The Reader is a film that has received five Oscar nominations including Best Picture, Best Director, and Best Actress for Kate Winslet. Getting away from the topic at hand, this is Winslet’s sixth nomination and if there was ever a person that deserves to win, she is it.
An accompanying soundtrack album has now been released. The music was composed by Nico Muhly. He is a 28 year old graduate of Columbia University and the Julliard School of Music. This was his fourth movie project but the first time he has been entrusted with the music for a major film.
The Reader Soundtrack is an album of what can best be described as mood music. As with soundtrack albums of this type, it helps a great deal if you have seen the movie so you can place the songs in context.
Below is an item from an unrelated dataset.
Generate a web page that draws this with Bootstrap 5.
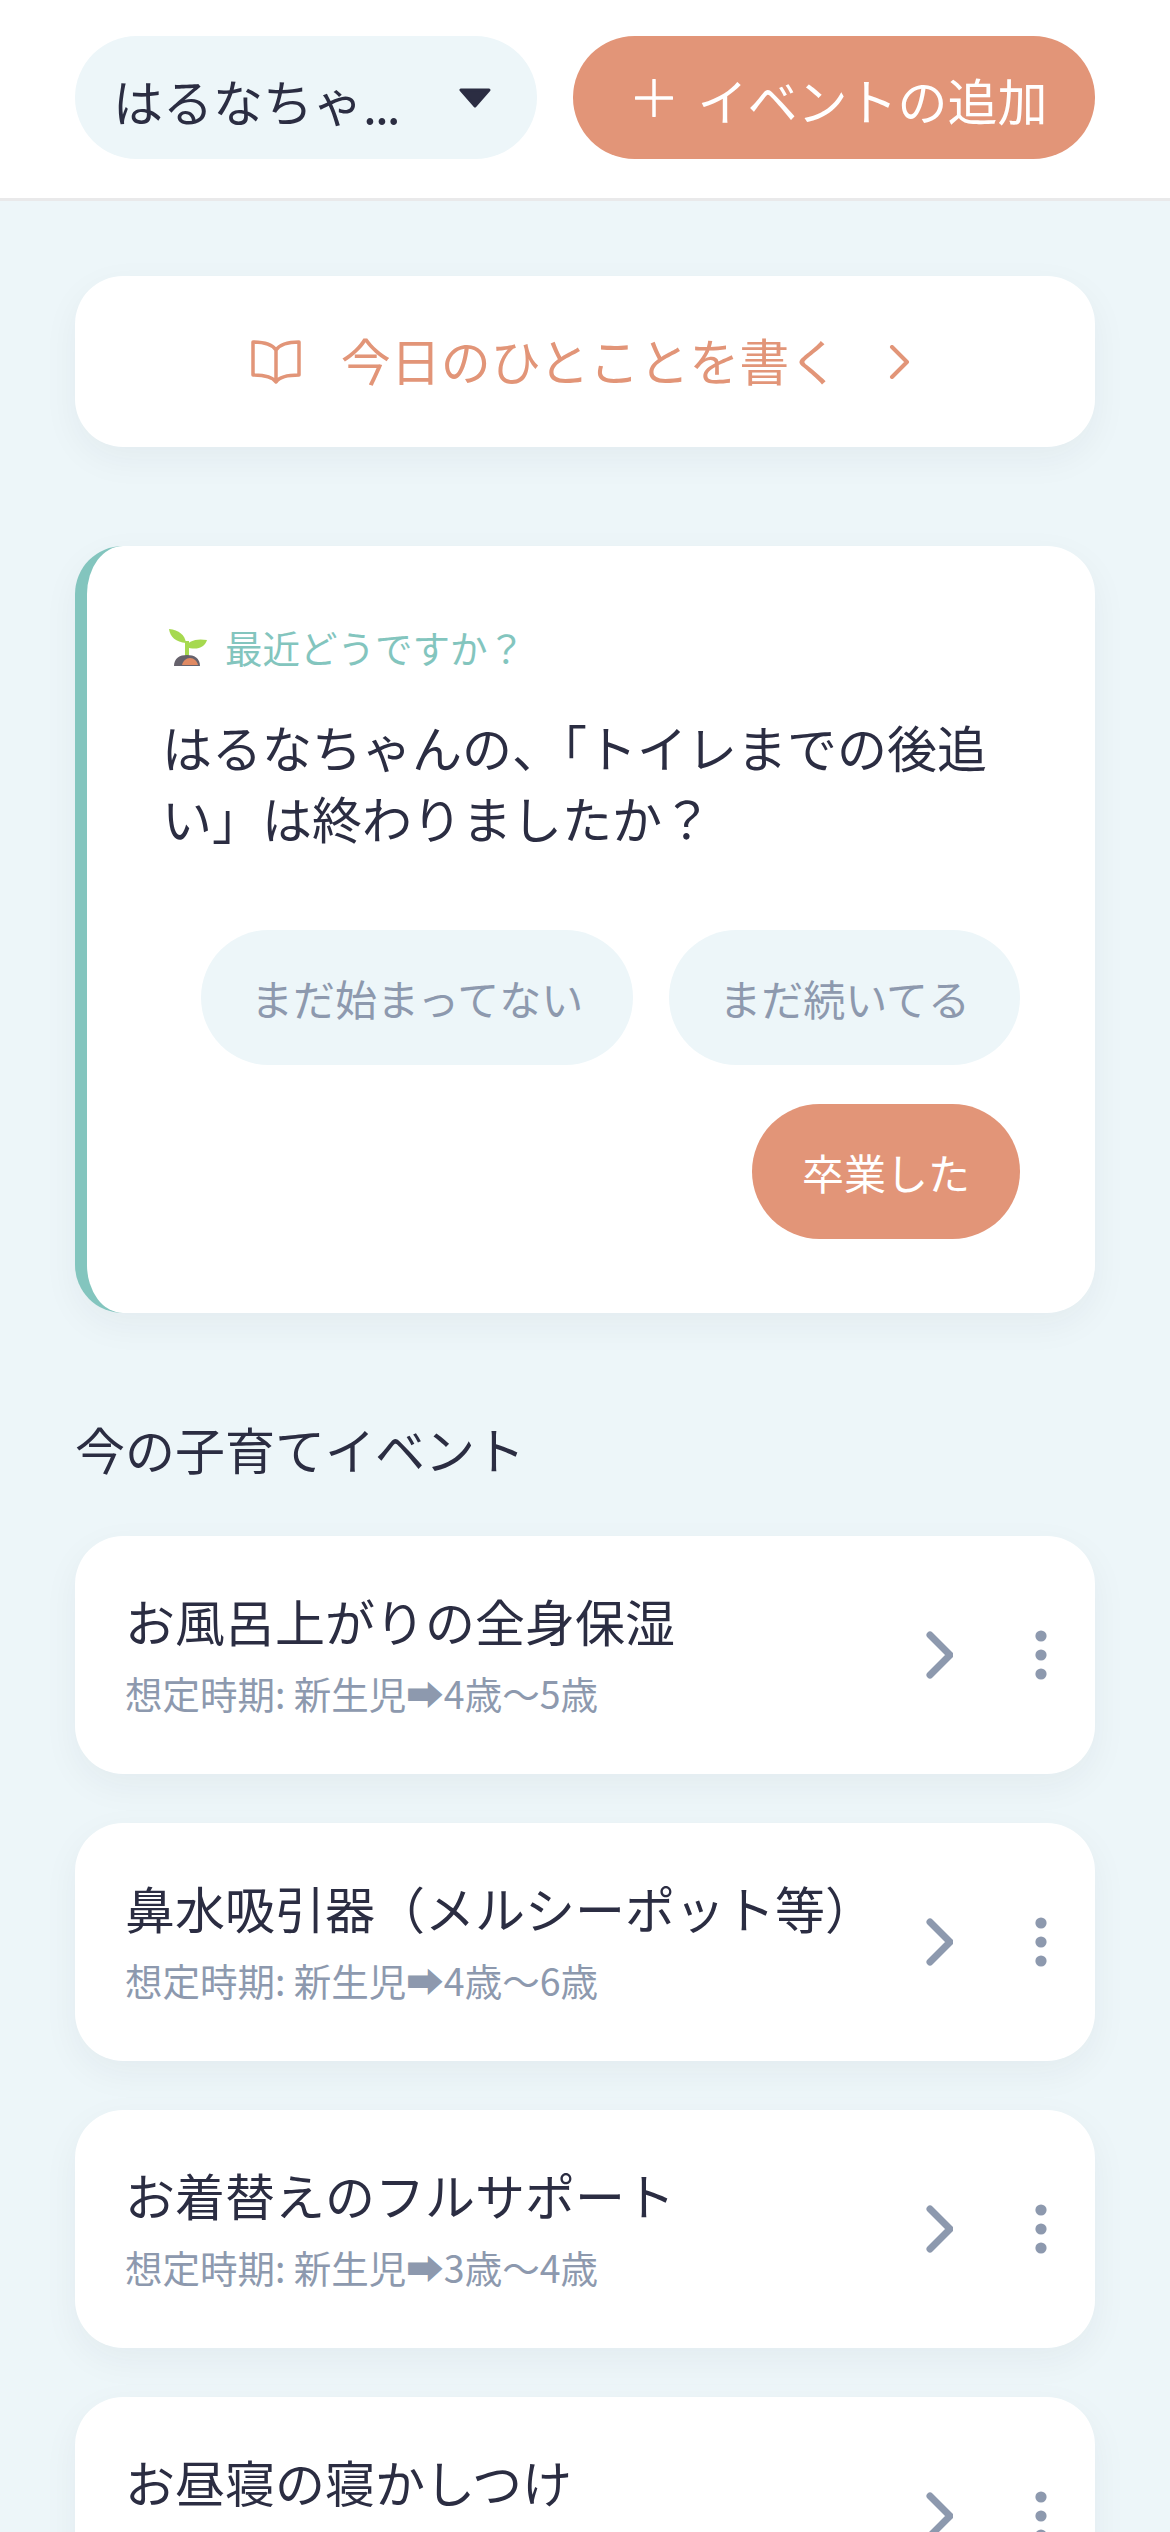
<!doctype html>
<html lang="ja">
<head>
<meta charset="utf-8">
<title>子育てイベント</title>
<link rel="stylesheet" href="https://cdn.jsdelivr.net/npm/bootstrap@5.3.0/dist/css/bootstrap.min.css">
<style>
html,body{height:2532px;overflow:hidden}
body{background:#edf6f9;color:#2b2d42;font-family:"Noto Sans CJK JP","Noto Sans",sans-serif;font-size:50px;line-height:72px}
.top-bar{background:#fff;height:201px;padding:36px 75px 0;border-bottom:3px solid #e9e9ea;gap:36px}
.kid-select{width:462px;height:123px;background:#edf6f9;border-radius:61.5px;padding:0 46px 0 38px;font-size:50px}
.kid-select span{position:relative;top:2px}
.name-dots{letter-spacing:-2px}
.add-btn{flex:1;height:123px;background:#e29578;border-radius:61.5px;color:#fff;font-size:50px;gap:25px;padding:3px 0 0 14px}
.add-btn:hover{background:#e29578;color:#fff}
.add-btn svg{margin-top:-3px}
.page-body{padding:75px 75px 0}
.panel{background:#fff;border-radius:48px;box-shadow:0 12px 36px rgba(43,45,66,.05)}
.diary-btn{height:171px;color:#e29578;font-size:50px;gap:40px;padding-right:9px}
.diary-btn span{margin-right:10px;position:relative;top:-3px}
.ask-panel{margin-top:99px;border-left:12px solid #83c5be;padding:74px 75px 75px;height:767px}
.ask-label{color:#83c5be;font-size:37.5px;line-height:54px;gap:18px;margin-left:7px}
.ask-text{font-size:50px;line-height:71px;margin:37px 0 77px}
.answer-wrap{gap:39px 36px}
.answer{height:135px;border-radius:67.5px;background:#edf6f9;color:#8d99ae;font-size:42px;padding:0 50px;border:0}
.answer-on{background:#e29578;color:#fff}
.section-title{font-size:50px;line-height:72px;margin:99px 0 52px;font-weight:400}
.event-row{height:238px;padding:0 48px 0 50px;margin-bottom:49px}
.event-name{font-size:50px;line-height:72px;margin-top:-6px}
.event-term{color:#8d99ae;font-size:37.5px;line-height:54px;margin-top:10px}
.tools{gap:82px}
</style>
</head>
<body>
<header class="top-bar d-flex align-items-start">
  <div class="kid-select d-flex align-items-center justify-content-between">
    <span>はるなちゃ<span class="name-dots">...</span></span>
    <svg width="32" height="20" viewBox="0 0 32 20" aria-hidden="true"><path d="M2 2h28L16 18z" fill="#2b2d42" stroke="#2b2d42" stroke-width="3" stroke-linejoin="round"/></svg>
  </div>
  <button type="button" class="btn add-btn d-flex align-items-center justify-content-center">
    <svg width="38" height="38" viewBox="0 0 38 38" aria-hidden="true"><path d="M19 1v36M1 19h36" stroke="#fff" stroke-width="3.5" stroke-linecap="round" fill="none"/></svg>
    <span>イベントの追加</span>
  </button>
</header>
<main class="page-body">
  <div class="panel diary-btn d-flex align-items-center justify-content-center">
    <svg width="50" height="44" viewBox="0 0 50 44" fill="none" stroke="#e29578" stroke-width="3.5" stroke-linejoin="round" stroke-linecap="round" aria-hidden="true"><path d="M25 10C21 4 12 2 2 2v33c10 0 19 1 23 7 4-6 13-7 23-7V2C38 2 29 4 25 10zM25 10v32"/></svg>
    <span>今日のひとことを書く</span>
    <svg width="21" height="34" viewBox="0 0 21 34" fill="none" stroke="#e29578" stroke-width="4" stroke-linecap="round" stroke-linejoin="round" aria-hidden="true"><path d="M3 2l15 15L3 32"/></svg>
  </div>

  <section class="panel ask-panel">
    <div class="ask-label d-flex align-items-center">
      <svg width="38" height="37" viewBox="0 0 38 37" aria-hidden="true">
        <path d="M17 14C16 6 10 1 0 0c1 8 7 13 17 14z" fill="#a6d94f"/>
        <path d="M17 18c2-6 10-9 21-7-2 7-10 11-21 7z" fill="#a6d94f"/>
        <path d="M16 12h4v16h-4z" fill="#a6d94f"/>
        <path d="M5 37c0-8 6-11 13-11s13 3 13 11z" fill="#66626c"/>
        <path d="M13 36c1-4 4-7 8-7s7 3 8 7z" fill="#e08a63"/>
      </svg>
      <span>最近どうですか？</span>
    </div>
    <p class="ask-text">はるなちゃんの、「トイレまでの後追い」は終わりましたか？</p>
    <div class="answer-wrap d-flex flex-wrap justify-content-end">
      <button type="button" class="btn answer">まだ始まってない</button>
      <button type="button" class="btn answer">まだ続いてる</button>
      <button type="button" class="btn answer answer-on">卒業した</button>
    </div>
  </section>

  <h2 class="section-title">今の子育てイベント</h2>

  <div class="panel event-row d-flex align-items-center justify-content-between">
    <div><div class="event-name">お風呂上がりの全身保湿</div><div class="event-term">想定時期: 新生児➡4歳〜5歳</div></div>
    <div class="tools d-flex align-items-center">
      <svg width="27" height="48" viewBox="0 0 27 48" fill="none" stroke="#8d99ae" stroke-width="7" stroke-linecap="round" stroke-linejoin="round" aria-hidden="true"><path d="M4 4l20 20L4 44"/></svg>
      <svg width="12" height="50" viewBox="0 0 12 50" fill="#8d99ae" aria-hidden="true"><circle cx="6" cy="6" r="5.6"/><circle cx="6" cy="25" r="5.6"/><circle cx="6" cy="44" r="5.6"/></svg>
    </div>
  </div>
  <div class="panel event-row d-flex align-items-center justify-content-between">
    <div><div class="event-name">鼻水吸引器（メルシーポット等）</div><div class="event-term">想定時期: 新生児➡4歳〜6歳</div></div>
    <div class="tools d-flex align-items-center">
      <svg width="27" height="48" viewBox="0 0 27 48" fill="none" stroke="#8d99ae" stroke-width="7" stroke-linecap="round" stroke-linejoin="round" aria-hidden="true"><path d="M4 4l20 20L4 44"/></svg>
      <svg width="12" height="50" viewBox="0 0 12 50" fill="#8d99ae" aria-hidden="true"><circle cx="6" cy="6" r="5.6"/><circle cx="6" cy="25" r="5.6"/><circle cx="6" cy="44" r="5.6"/></svg>
    </div>
  </div>
  <div class="panel event-row d-flex align-items-center justify-content-between">
    <div><div class="event-name">お着替えのフルサポート</div><div class="event-term">想定時期: 新生児➡3歳〜4歳</div></div>
    <div class="tools d-flex align-items-center">
      <svg width="27" height="48" viewBox="0 0 27 48" fill="none" stroke="#8d99ae" stroke-width="7" stroke-linecap="round" stroke-linejoin="round" aria-hidden="true"><path d="M4 4l20 20L4 44"/></svg>
      <svg width="12" height="50" viewBox="0 0 12 50" fill="#8d99ae" aria-hidden="true"><circle cx="6" cy="6" r="5.6"/><circle cx="6" cy="25" r="5.6"/><circle cx="6" cy="44" r="5.6"/></svg>
    </div>
  </div>
  <div class="panel event-row d-flex align-items-center justify-content-between">
    <div><div class="event-name">お昼寝の寝かしつけ</div><div class="event-term">&nbsp;</div></div>
    <div class="tools d-flex align-items-center">
      <svg width="27" height="48" viewBox="0 0 27 48" fill="none" stroke="#8d99ae" stroke-width="7" stroke-linecap="round" stroke-linejoin="round" aria-hidden="true"><path d="M4 4l20 20L4 44"/></svg>
      <svg width="12" height="50" viewBox="0 0 12 50" fill="#8d99ae" aria-hidden="true"><circle cx="6" cy="6" r="5.6"/><circle cx="6" cy="25" r="5.6"/><circle cx="6" cy="44" r="5.6"/></svg>
    </div>
  </div>
</main>
<script src="https://cdn.jsdelivr.net/npm/bootstrap@5.3.0/dist/js/bootstrap.bundle.min.js"></script>
</body>
</html>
If you have not seen the movie then the album will fall into the easy listening category and would be perfect for background at a dinner party or the like.
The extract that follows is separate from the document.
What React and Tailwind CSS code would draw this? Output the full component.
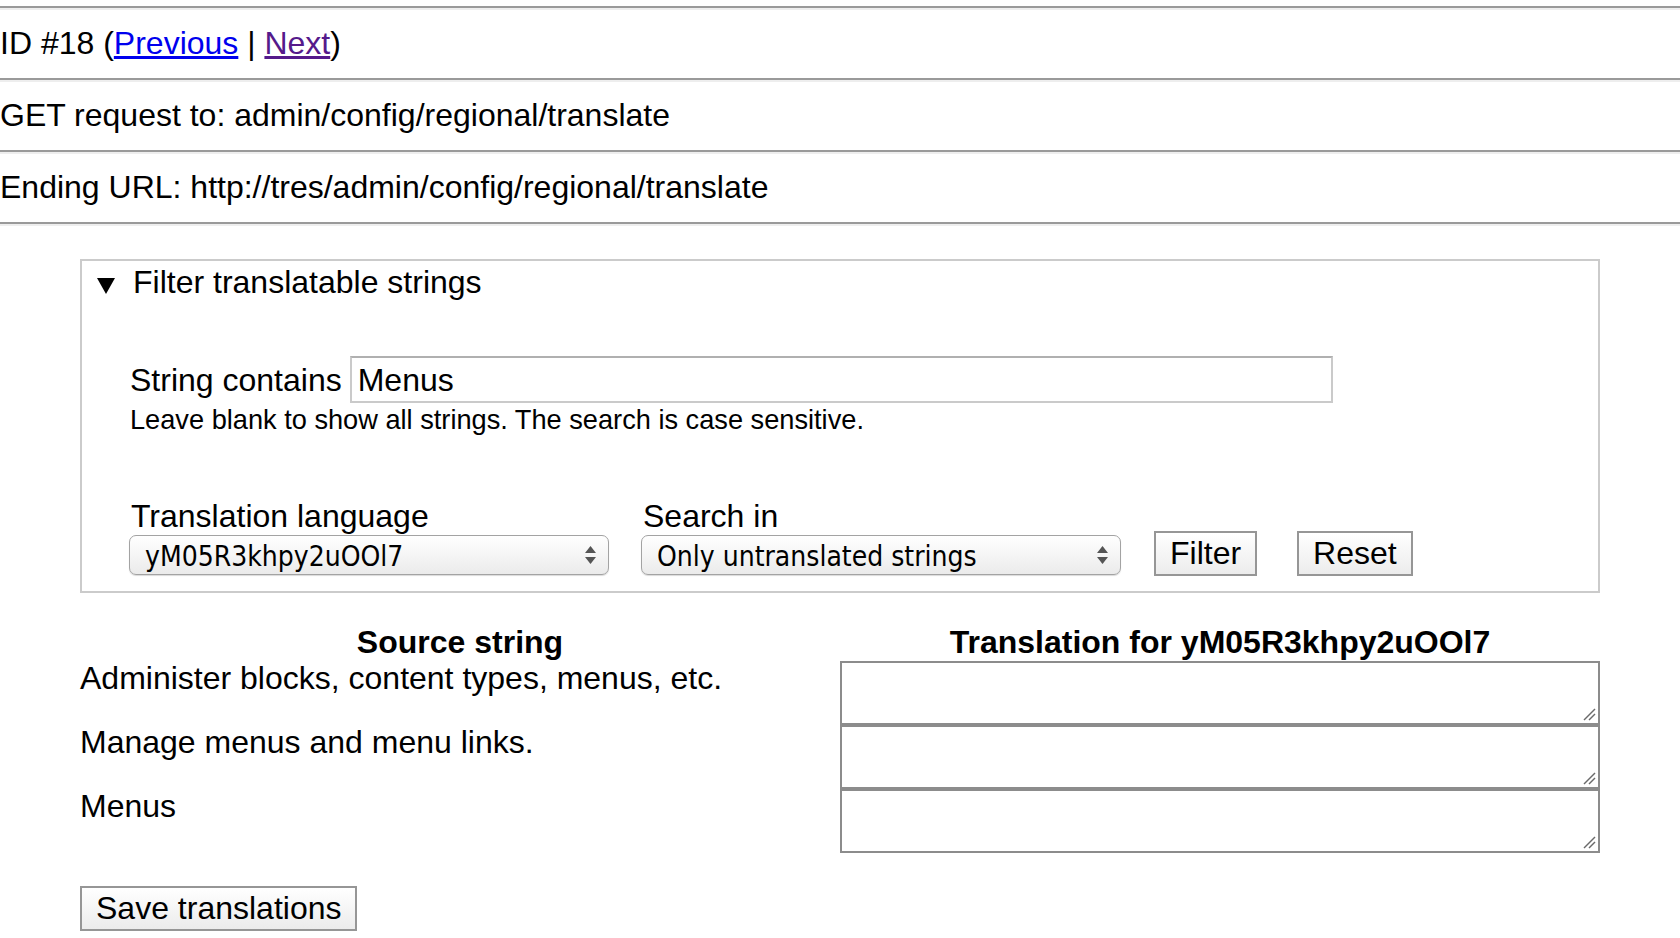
import { useState } from "react";

const rows = [
  "Administer blocks, content types, menus, etc.",
  "Manage menus and menu links.",
  "Menus",
];

function Rule({ className = "" }) {
  return <hr className={`h-0 border-t-2 border-b-2 border-t-[#9a9a9a] border-b-[#eeeeee] ${className}`} />;
}

function SelectBox({ value, options }) {
  return (
    <div className="relative w-[480px] h-[40px] mb-[1px]">
      <select
        defaultValue={value}
        className="appearance-none w-full h-full rounded-[7px] border border-[#a3a3a3] bg-gradient-to-b from-white to-[#ebebeb] shadow-[0_1px_1px_rgba(0,0,0,0.15)] pl-[15px] pr-[40px] pt-[3px] text-[28px] leading-[33px] text-black font-['DejaVu_Sans_Condensed','DejaVu_Sans',sans-serif] [font-stretch:condensed] outline-none"
      >
        {options.map((o) => (
          <option key={o}>{o}</option>
        ))}
      </select>
      {/* up/down arrows */}
      <svg
        className="absolute right-[13px] top-[11px] pointer-events-none"
        width="11"
        height="18"
        viewBox="0 0 11 18"
      >
        <polygon points="5.5,0 11,7 0,7" fill="#555" />
        <polygon points="0,11 11,11 5.5,18" fill="#555" />
      </svg>
    </div>
  );
}

function Btn({ children, className = "" }) {
  return (
    <button
      type="button"
      className={`h-[45px] px-[14px] border-2 border-[#969696] bg-gradient-to-b from-white to-[#ececec] text-[32px] leading-[37px] text-black ${className}`}
    >
      {children}
    </button>
  );
}

function TextBox() {
  return (
    <div className="relative">
      <textarea className="block w-full h-[64px] border-2 border-[#8c8c8c] outline-none resize-none" />
      {/* resize grip */}
      <svg className="absolute right-[4px] bottom-[4px] pointer-events-none" width="13" height="13" viewBox="0 0 13 13">
        <line x1="1" y1="12" x2="12" y2="1" stroke="#6a6a6a" strokeWidth="1.5" />
        <line x1="6" y1="12" x2="12" y2="6" stroke="#6a6a6a" strokeWidth="1.5" />
      </svg>
    </div>
  );
}

export default function App() {
  const [open, setOpen] = useState(true);

  return (
    <div className="min-h-screen bg-white text-black font-['Liberation_Sans',Arial,Helvetica,sans-serif] text-[32px] leading-[37px]">
      <Rule className="mt-[6px]" />
      <div className="mt-[15px] mb-[16px]">
        ID #18 (
        <a href="#" className="text-[#0000ee] underline">
          Previous
        </a>{" "}
        |{" "}
        <a href="#" className="text-[#551a8b] underline">
          Next
        </a>
        )
      </div>
      <Rule />
      <div className="mt-[15px] mb-[16px]">GET request to: admin/config/regional/translate</div>
      <Rule />
      <div className="mt-[15px] mb-[16px]">Ending URL: http://tres/admin/config/regional/translate</div>
      <Rule />

      {/* Filter fieldset */}
      <div className="mt-[33px] mx-[80px] border-2 border-[#cbcbcb] pt-[3px] pb-[15px]">
        <div
          className="flex items-center pl-[15px] cursor-pointer select-none"
          onClick={() => setOpen(!open)}
        >
          <svg className="mt-[6px]" width="18" height="16" viewBox="0 0 18 16">
            <polygon points="0,0 18,0 9,16" fill="#000" />
          </svg>
          <span className="ml-[18px]">Filter translatable strings</span>
        </div>

        {open && (
          <>
            <div className="mt-[55px] pl-[48px] flex items-baseline">
              <label>String contains</label>
              <input
                type="text"
                defaultValue="Menus"
                className="ml-[8px] w-[983px] h-[47px] border-2 border-[#cacaca] border-t-[#b0b0b0] pl-[6px] pt-[4px] pb-[2px] text-[32px] leading-[37px] outline-none"
              />
            </div>
            <div className="mt-[1px] pl-[48px] text-[27.2px] leading-[31px]">
              Leave blank to show all strings. The search is case sensitive.
            </div>

            <div className="mt-[63px] pl-[47px] flex items-end">
              <div className="flex flex-col">
                <label className="ml-[2px]">Translation language</label>
                <SelectBox value="yM05R3khpy2uOOl7" options={["yM05R3khpy2uOOl7"]} />
              </div>
              <div className="flex flex-col ml-[32px]">
                <label className="ml-[2px]">Search in</label>
                <SelectBox
                  value="Only untranslated strings"
                  options={["Both translated and untranslated strings", "Only translated strings", "Only untranslated strings"]}
                />
              </div>
              <Btn className="ml-[33px]">Filter</Btn>
              <Btn className="ml-[40px]">Reset</Btn>
            </div>
          </>
        )}
      </div>

      {/* Translation table */}
      <div className="mt-[29px] mx-[80px] grid grid-cols-2">
        <div className="font-bold text-center pt-[2px]">Source string</div>
        <div className="font-bold text-center pt-[2px]">Translation for yM05R3khpy2uOOl7</div>
        {rows.map((r) => (
          <div key={r} className="contents">
            <div className="-mt-[1px]">{r}</div>
            <TextBox />
          </div>
        ))}
      </div>

      <button
        type="button"
        className="mt-[33px] ml-[80px] mb-[20px] h-[45px] px-[14px] border-2 border-[#969696] bg-gradient-to-b from-white to-[#ececec] text-[32px] leading-[37px]"
      >
        Save translations
      </button>
    </div>
  );
}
Most of the tracks make use of a single piano for their foundation with strings, occasional flutes, and (I am guessing) oboes filling in the blank spaces.
The album begins with “The Egg” which starts with a gentle piano sound. The focus is on individual notes with subtle strings in support. This song sets the tone for the eighteen tracks that follow.
“Spying” features a flute flowing in and out of various stringed instruments. “The First Bath” contains more weaving of a piano sound with some violins. “You Don’t Matter” creates a somber mood. Here again I think oboes, and strings run counterpoint to the piano sound. “Cycling Holiday” has more of a grand sound than the other tracks as the strings rather than the keyboards dominate. “Go Back To Your Friends” is another strings dominated track with a plaintive flute joining in.
The Reader Soundtrack does not try to over reach and become something that it is not. Its main duty was to support the film and that it does well. On its own it is a pleasant if light listen.